Ganzeer (also known as Mohammed Fahmy) is an Egyptian street artist, graphic designer, illustrator, visual artist, blogger and activist although he would probably reject all of these labels. He has become known for his murals depicting the martyrs of the Arab Spring; for his graphics stencils and graffiti exposing political repression in Egypt; and for his outspoken criticism of the Egypt’s ruling military council. His work became one of the driving forces of political and revolutionary graffiti on Cairo’s streets. His street art and graphic work have become emblematic of the uprising, and at the same time have given it an iconic visual language that has
resonated in public space to this day. The Mask of Freedom, for example, which circulated as posters, stickers and t-shirts, depicts a man who is gagged and blindfolded with tiny wings on each side of his head: a deliberately decorative idea of freedom.
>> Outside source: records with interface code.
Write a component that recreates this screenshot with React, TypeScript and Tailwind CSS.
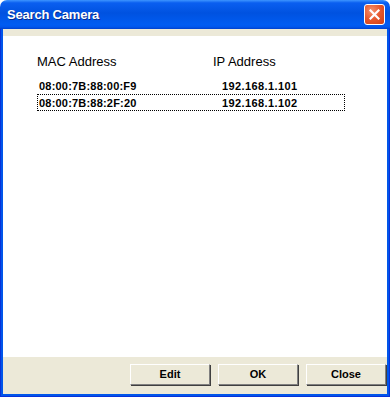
import React from "react";

const rows = [
  { mac: "08:00:7B:88:00:F9", ip: "192.168.1.101" },
  { mac: "08:00:7B:88:2F:20", ip: "192.168.1.102" },
];

const CloseIcon = () => (
  <svg width="11" height="11" viewBox="0 0 11 11">
    <path d="M1.5 1.5 L9.5 9.5 M9.5 1.5 L1.5 9.5" stroke="#fff" strokeWidth="2.2" strokeLinecap="square" />
  </svg>
);

const Button: React.FC<{ label: string }> = ({ label }) => (
  <button className="h-[21px] w-[80px] border border-t-white border-l-white border-r-[#808080] border-b-[#808080] bg-[#ece9d8] text-[11px] font-bold text-black shadow-[1px_1px_0_#404040] [font-family:'Liberation_Sans',Arial,sans-serif]">
    {label}
  </button>
);

export default function App() {
  return (
    <div className="flex h-[397px] w-[390px] flex-col bg-white [font-family:'Liberation_Sans',Arial,sans-serif]">
      <div className="flex h-[29px] items-center justify-between rounded-t-[7px] bg-[linear-gradient(180deg,#3d95ff_0%,#0a5ff0_10%,#0052e0_45%,#005cf2_85%,#0056ec_93%,#0040cc_100%)] pl-[7px] pr-[5px]">
        <span className="text-[13px] font-bold tracking-[-0.2px] text-white [text-shadow:1px_1px_0_#0a2a8a]">
          Search Camera
        </span>
        <div className="flex h-[21px] w-[21px] items-center justify-center rounded-[3px] border border-white bg-[radial-gradient(circle_at_35%_30%,#f5926e_0%,#e6572c_50%,#cc3e14_100%)]">
          <CloseIcon />
        </div>
      </div>
      <div className="flex flex-1 flex-col bg-[#0055ea] px-[3px] pb-[3px] shadow-[inset_1px_0_0_#0831d9,inset_-1px_0_0_#0831d9,inset_0_-1px_0_#0831d9]">
        <div className="flex flex-1 flex-col bg-[#ece9d8] pt-[7px]">
          <div className="flex flex-1 flex-col bg-white pl-[34px] pt-[18px]">
            <div className="flex h-[16px] items-center text-[13px] text-black">
              <span className="w-[176px]">MAC Address</span>
              <span>IP Address</span>
            </div>
            <div className="mt-[7px] flex flex-col">
              {rows.map((r, i) => (
                <div
                  key={r.mac}
                  className={`flex h-[17px] w-[308px] items-center border border-dotted pl-[1px] pt-[1px] text-[11px] font-bold tracking-[0.2px] text-black ${
                    i === 1 ? "border-black" : "border-transparent"
                  }`}
                >
                  <span className="w-[183px]">{r.mac}</span>
                  <span className="tracking-[0.4px]">{r.ip}</span>
                </div>
              ))}
            </div>
          </div>
          <div className="flex h-[37px] items-start justify-end gap-[8px] pr-[1px] pt-[7px]">
            <Button label="Edit" />
            <Button label="OK" />
            <Button label="Close" />
          </div>
        </div>
      </div>
    </div>
  );
}
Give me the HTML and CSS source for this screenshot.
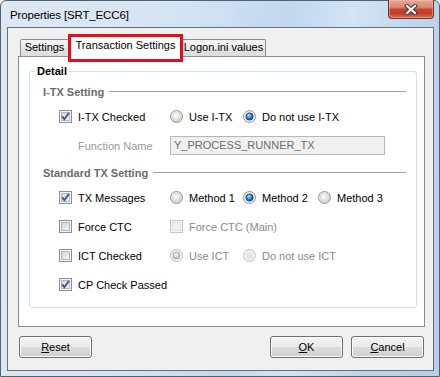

The caption beneath reads, “Salute from the Supreme Council of the Armed Forces to the Loving Sons of the Nation.” The visual language here is direct, symbolic, and unequivocal, while the ironic antimilitarist message is crystal clear. Ganzeer is part of a generation of courageous, outspoken politically
engaged artists who have been actively working to effect change in Egypt, and who have –for the first time in the country– claimed public space through critically creative means of expression. In 2014, however, Ganzeer was identified by his real name and denounced on state television as a “recruit of the Muslim Brotherhood.” Two days after this event which opened the way for persecution, the artist left for the
US, though he refuses to ask for political asylum and thus relinquish his Egyptian identity and right to vote.
He continues to work from his temporary home, New York, to raise awareness about the situation in Egypt. In the exhibition, he shows an installation comprised of a collage of resistance posters designed and used in Egypt between 2011-2014, against the backdrop of a reproduction of a mural painted in Cairo in 2013 of a large cat, a symbol for the Egyptian people.